**Direction**. Give the data again, word for word.

**Collected data**.
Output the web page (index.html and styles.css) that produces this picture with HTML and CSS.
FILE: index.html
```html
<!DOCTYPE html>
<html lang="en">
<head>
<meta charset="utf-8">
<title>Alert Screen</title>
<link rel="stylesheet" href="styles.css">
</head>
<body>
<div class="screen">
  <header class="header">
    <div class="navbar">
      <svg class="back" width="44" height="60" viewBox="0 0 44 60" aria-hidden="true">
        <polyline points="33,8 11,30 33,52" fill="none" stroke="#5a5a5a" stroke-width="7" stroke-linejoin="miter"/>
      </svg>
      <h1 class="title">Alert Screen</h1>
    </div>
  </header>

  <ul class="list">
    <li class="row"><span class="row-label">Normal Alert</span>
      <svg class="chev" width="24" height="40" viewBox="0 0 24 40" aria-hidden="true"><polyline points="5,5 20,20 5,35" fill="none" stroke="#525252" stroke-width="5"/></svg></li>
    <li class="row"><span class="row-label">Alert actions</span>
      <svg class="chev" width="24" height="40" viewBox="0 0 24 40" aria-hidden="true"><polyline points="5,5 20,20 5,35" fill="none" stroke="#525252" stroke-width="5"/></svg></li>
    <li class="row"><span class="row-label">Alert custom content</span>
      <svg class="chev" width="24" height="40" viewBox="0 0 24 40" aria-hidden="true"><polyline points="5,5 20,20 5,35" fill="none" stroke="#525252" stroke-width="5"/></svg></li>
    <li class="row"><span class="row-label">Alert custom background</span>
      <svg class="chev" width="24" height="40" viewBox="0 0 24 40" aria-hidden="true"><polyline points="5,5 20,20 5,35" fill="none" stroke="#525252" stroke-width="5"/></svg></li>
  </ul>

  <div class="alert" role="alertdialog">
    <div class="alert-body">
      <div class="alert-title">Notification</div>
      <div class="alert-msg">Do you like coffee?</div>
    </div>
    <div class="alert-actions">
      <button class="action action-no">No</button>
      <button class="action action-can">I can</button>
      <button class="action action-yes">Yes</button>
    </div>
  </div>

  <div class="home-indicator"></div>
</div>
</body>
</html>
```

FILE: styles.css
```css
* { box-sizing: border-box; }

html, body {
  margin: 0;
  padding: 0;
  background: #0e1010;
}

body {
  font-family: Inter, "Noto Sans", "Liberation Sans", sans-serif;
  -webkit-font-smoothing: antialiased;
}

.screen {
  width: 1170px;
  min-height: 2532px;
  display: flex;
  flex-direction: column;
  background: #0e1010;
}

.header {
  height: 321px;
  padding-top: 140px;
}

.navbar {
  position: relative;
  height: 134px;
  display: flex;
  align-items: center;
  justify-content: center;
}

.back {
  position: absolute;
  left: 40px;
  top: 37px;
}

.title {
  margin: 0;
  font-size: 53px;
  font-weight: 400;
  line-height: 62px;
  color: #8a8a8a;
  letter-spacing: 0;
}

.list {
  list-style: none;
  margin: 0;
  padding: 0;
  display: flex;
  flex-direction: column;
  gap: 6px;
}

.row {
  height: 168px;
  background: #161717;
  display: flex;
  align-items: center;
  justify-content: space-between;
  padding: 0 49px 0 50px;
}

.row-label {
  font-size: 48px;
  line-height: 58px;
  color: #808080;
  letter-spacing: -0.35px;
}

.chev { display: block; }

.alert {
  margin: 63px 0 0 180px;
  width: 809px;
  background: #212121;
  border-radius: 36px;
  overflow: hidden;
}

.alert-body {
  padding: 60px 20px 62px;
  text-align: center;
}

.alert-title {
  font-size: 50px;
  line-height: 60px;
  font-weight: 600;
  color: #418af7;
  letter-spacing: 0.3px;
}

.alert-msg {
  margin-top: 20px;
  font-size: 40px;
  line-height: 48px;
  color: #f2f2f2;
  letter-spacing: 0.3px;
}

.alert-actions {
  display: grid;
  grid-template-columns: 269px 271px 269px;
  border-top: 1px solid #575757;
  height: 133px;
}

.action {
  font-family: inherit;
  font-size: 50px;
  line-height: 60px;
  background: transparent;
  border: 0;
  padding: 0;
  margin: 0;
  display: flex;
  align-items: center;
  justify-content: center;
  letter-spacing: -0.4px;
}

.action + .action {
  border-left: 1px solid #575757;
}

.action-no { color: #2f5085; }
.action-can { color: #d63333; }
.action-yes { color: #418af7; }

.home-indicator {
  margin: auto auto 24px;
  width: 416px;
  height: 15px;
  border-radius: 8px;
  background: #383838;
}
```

**Reply to the task**.
Output the web page (index.html and styles.css) that produces this picture with HTML and CSS.
FILE: index.html
```html
<!DOCTYPE html>
<html lang="en">
<head>
<meta charset="utf-8">
<title>Alert Screen</title>
<link rel="stylesheet" href="styles.css">
</head>
<body>
<div class="screen">
  <header class="header">
    <div class="navbar">
      <svg class="back" width="44" height="60" viewBox="0 0 44 60" aria-hidden="true">
        <polyline points="33,8 11,30 33,52" fill="none" stroke="#5a5a5a" stroke-width="7" stroke-linejoin="miter"/>
      </svg>
      <h1 class="title">Alert Screen</h1>
    </div>
  </header>

  <ul class="list">
    <li class="row"><span class="row-label">Normal Alert</span>
      <svg class="chev" width="24" height="40" viewBox="0 0 24 40" aria-hidden="true"><polyline points="5,5 20,20 5,35" fill="none" stroke="#525252" stroke-width="5"/></svg></li>
    <li class="row"><span class="row-label">Alert actions</span>
      <svg class="chev" width="24" height="40" viewBox="0 0 24 40" aria-hidden="true"><polyline points="5,5 20,20 5,35" fill="none" stroke="#525252" stroke-width="5"/></svg></li>
    <li class="row"><span class="row-label">Alert custom content</span>
      <svg class="chev" width="24" height="40" viewBox="0 0 24 40" aria-hidden="true"><polyline points="5,5 20,20 5,35" fill="none" stroke="#525252" stroke-width="5"/></svg></li>
    <li class="row"><span class="row-label">Alert custom background</span>
      <svg class="chev" width="24" height="40" viewBox="0 0 24 40" aria-hidden="true"><polyline points="5,5 20,20 5,35" fill="none" stroke="#525252" stroke-width="5"/></svg></li>
  </ul>

  <div class="alert" role="alertdialog">
    <div class="alert-body">
      <div class="alert-title">Notification</div>
      <div class="alert-msg">Do you like coffee?</div>
    </div>
    <div class="alert-actions">
      <button class="action action-no">No</button>
      <button class="action action-can">I can</button>
      <button class="action action-yes">Yes</button>
    </div>
  </div>

  <div class="home-indicator"></div>
</div>
</body>
</html>
```

FILE: styles.css
```css
* { box-sizing: border-box; }

html, body {
  margin: 0;
  padding: 0;
  background: #0e1010;
}

body {
  font-family: Inter, "Noto Sans", "Liberation Sans", sans-serif;
  -webkit-font-smoothing: antialiased;
}

.screen {
  width: 1170px;
  min-height: 2532px;
  display: flex;
  flex-direction: column;
  background: #0e1010;
}

.header {
  height: 321px;
  padding-top: 140px;
}

.navbar {
  position: relative;
  height: 134px;
  display: flex;
  align-items: center;
  justify-content: center;
}

.back {
  position: absolute;
  left: 40px;
  top: 37px;
}

.title {
  margin: 0;
  font-size: 53px;
  font-weight: 400;
  line-height: 62px;
  color: #8a8a8a;
  letter-spacing: 0;
}

.list {
  list-style: none;
  margin: 0;
  padding: 0;
  display: flex;
  flex-direction: column;
  gap: 6px;
}

.row {
  height: 168px;
  background: #161717;
  display: flex;
  align-items: center;
  justify-content: space-between;
  padding: 0 49px 0 50px;
}

.row-label {
  font-size: 48px;
  line-height: 58px;
  color: #808080;
  letter-spacing: -0.35px;
}

.chev { display: block; }

.alert {
  margin: 63px 0 0 180px;
  width: 809px;
  background: #212121;
  border-radius: 36px;
  overflow: hidden;
}

.alert-body {
  padding: 60px 20px 62px;
  text-align: center;
}

.alert-title {
  font-size: 50px;
  line-height: 60px;
  font-weight: 600;
  color: #418af7;
  letter-spacing: 0.3px;
}

.alert-msg {
  margin-top: 20px;
  font-size: 40px;
  line-height: 48px;
  color: #f2f2f2;
  letter-spacing: 0.3px;
}

.alert-actions {
  display: grid;
  grid-template-columns: 269px 271px 269px;
  border-top: 1px solid #575757;
  height: 133px;
}

.action {
  font-family: inherit;
  font-size: 50px;
  line-height: 60px;
  background: transparent;
  border: 0;
  padding: 0;
  margin: 0;
  display: flex;
  align-items: center;
  justify-content: center;
  letter-spacing: -0.4px;
}

.action + .action {
  border-left: 1px solid #575757;
}

.action-no { color: #2f5085; }
.action-can { color: #d63333; }
.action-yes { color: #418af7; }

.home-indicator {
  margin: auto auto 24px;
  width: 416px;
  height: 15px;
  border-radius: 8px;
  background: #383838;
}
```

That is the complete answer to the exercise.